- _Given data_

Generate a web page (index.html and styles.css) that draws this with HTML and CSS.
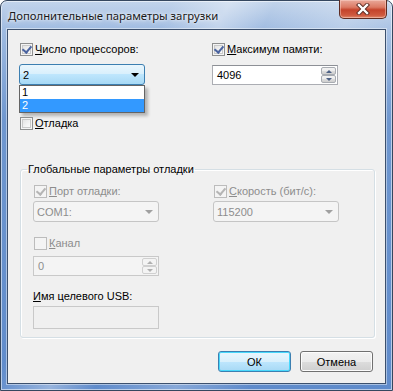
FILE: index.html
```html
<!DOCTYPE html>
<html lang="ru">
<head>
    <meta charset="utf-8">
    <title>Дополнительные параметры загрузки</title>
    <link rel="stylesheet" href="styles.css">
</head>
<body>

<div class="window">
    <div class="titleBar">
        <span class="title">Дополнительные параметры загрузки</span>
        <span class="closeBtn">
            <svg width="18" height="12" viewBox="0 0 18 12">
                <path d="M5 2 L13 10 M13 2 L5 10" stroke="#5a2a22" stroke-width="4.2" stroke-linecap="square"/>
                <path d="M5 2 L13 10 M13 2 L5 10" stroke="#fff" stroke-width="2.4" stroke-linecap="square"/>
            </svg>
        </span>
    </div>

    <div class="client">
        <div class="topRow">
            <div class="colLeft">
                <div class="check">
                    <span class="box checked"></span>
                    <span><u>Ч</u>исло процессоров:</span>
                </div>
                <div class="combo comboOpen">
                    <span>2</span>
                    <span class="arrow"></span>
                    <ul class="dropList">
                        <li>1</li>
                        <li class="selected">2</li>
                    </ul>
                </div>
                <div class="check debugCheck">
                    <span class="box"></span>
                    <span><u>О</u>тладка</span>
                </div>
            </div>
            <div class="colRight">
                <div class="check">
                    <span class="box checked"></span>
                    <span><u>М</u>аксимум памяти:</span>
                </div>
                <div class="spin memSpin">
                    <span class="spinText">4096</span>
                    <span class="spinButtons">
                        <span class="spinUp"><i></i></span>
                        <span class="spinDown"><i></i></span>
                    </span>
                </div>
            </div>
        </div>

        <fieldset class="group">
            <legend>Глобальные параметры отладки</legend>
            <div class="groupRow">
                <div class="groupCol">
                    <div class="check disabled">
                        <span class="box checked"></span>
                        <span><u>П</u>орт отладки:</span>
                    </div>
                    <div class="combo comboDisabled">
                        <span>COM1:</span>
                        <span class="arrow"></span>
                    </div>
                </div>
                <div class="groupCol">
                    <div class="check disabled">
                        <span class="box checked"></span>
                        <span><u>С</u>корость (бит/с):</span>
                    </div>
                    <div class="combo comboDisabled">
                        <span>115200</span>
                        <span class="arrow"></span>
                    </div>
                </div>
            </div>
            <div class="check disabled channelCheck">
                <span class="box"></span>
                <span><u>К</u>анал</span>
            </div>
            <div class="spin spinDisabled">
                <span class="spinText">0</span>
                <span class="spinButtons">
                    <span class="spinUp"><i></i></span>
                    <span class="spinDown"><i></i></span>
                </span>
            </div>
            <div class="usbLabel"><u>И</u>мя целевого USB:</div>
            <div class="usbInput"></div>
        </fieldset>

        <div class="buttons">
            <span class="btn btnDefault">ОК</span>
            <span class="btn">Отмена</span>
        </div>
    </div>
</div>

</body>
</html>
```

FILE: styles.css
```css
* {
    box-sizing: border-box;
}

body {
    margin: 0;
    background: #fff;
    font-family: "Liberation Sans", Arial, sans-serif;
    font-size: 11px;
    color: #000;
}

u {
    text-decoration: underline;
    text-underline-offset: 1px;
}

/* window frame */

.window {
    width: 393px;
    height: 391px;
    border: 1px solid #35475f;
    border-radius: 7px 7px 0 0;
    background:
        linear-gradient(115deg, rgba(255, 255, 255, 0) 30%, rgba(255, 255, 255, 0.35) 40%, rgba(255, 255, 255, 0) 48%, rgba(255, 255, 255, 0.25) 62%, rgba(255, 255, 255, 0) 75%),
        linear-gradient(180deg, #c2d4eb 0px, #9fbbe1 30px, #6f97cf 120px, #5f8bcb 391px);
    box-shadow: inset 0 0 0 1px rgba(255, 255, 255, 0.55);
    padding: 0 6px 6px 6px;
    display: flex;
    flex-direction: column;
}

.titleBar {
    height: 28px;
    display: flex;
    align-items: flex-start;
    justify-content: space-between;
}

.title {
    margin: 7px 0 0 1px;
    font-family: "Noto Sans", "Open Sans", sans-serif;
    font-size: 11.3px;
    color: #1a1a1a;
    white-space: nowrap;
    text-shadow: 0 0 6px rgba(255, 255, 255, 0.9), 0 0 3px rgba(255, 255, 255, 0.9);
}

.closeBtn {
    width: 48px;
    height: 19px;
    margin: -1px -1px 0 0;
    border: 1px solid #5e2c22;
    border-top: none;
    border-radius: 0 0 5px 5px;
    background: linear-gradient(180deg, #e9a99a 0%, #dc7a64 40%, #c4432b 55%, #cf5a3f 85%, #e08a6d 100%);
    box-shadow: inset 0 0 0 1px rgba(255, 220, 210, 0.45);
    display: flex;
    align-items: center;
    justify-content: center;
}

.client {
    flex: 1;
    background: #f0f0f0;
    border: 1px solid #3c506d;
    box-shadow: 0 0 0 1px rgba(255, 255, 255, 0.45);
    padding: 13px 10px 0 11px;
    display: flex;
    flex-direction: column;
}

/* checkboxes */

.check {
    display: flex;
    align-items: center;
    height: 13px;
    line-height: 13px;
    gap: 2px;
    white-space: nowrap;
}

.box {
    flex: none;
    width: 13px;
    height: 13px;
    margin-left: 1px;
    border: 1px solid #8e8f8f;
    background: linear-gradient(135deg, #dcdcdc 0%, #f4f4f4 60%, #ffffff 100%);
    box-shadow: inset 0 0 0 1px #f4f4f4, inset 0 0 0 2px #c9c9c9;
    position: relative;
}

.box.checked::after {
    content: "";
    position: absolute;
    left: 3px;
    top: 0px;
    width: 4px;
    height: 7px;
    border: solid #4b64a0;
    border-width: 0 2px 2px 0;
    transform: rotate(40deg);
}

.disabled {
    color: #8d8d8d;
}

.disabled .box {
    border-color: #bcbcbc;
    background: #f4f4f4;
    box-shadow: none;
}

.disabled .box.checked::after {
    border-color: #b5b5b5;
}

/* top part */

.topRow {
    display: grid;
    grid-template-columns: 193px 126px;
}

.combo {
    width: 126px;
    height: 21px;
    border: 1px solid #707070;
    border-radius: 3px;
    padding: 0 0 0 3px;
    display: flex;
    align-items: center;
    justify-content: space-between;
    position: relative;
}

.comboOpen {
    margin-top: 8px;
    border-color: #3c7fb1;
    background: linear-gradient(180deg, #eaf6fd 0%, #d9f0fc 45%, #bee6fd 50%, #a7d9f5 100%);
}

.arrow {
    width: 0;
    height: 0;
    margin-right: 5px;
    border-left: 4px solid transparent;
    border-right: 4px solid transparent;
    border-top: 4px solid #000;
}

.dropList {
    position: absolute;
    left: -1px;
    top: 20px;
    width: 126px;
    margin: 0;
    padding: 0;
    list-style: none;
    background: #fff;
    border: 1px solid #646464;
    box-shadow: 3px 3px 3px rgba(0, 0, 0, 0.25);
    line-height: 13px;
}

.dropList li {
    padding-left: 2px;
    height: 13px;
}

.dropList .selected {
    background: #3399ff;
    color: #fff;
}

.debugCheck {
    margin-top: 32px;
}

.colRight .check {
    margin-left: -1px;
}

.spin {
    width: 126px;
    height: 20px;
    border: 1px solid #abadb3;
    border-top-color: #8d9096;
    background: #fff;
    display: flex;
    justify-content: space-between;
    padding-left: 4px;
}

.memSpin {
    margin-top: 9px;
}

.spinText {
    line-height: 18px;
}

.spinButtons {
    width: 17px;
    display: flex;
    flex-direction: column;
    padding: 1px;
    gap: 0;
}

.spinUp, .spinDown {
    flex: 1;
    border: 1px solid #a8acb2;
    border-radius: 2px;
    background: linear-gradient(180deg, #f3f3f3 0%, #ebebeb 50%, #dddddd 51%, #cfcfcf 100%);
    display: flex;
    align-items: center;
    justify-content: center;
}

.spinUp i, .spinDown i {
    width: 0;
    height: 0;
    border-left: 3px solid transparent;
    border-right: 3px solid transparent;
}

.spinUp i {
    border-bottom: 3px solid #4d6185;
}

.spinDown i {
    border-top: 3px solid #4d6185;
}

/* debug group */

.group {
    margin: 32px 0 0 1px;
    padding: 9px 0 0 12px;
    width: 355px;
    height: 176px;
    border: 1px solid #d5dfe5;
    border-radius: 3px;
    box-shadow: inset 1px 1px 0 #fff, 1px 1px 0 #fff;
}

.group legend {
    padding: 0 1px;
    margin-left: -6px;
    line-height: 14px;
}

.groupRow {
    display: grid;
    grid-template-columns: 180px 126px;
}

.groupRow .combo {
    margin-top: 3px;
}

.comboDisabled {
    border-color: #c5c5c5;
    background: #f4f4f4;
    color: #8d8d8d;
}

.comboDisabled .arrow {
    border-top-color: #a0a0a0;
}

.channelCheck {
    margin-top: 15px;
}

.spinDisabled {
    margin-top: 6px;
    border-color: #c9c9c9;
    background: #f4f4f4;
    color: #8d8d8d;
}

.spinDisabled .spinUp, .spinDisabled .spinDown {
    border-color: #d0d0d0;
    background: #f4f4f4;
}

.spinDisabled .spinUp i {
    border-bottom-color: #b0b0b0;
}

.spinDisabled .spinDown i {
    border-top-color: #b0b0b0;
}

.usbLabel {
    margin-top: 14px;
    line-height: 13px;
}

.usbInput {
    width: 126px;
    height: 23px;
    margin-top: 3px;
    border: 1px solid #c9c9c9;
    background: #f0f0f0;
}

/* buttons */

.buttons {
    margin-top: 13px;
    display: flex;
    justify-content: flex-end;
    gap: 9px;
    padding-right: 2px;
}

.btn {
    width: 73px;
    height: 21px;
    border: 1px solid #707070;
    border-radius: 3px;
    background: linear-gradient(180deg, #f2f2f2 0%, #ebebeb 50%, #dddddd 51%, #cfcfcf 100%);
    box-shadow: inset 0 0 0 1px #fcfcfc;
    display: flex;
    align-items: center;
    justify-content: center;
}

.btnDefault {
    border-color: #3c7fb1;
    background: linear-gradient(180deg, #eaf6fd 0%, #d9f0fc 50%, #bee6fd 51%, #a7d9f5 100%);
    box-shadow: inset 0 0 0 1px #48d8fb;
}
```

- _Work to complete_
Search the lines above for the string "styles" and copy each line that has it.

- _Answer below_
Generate a web page (index.html and styles.css) that draws this with HTML and CSS.
    <link rel="stylesheet" href="styles.css">
FILE: styles.css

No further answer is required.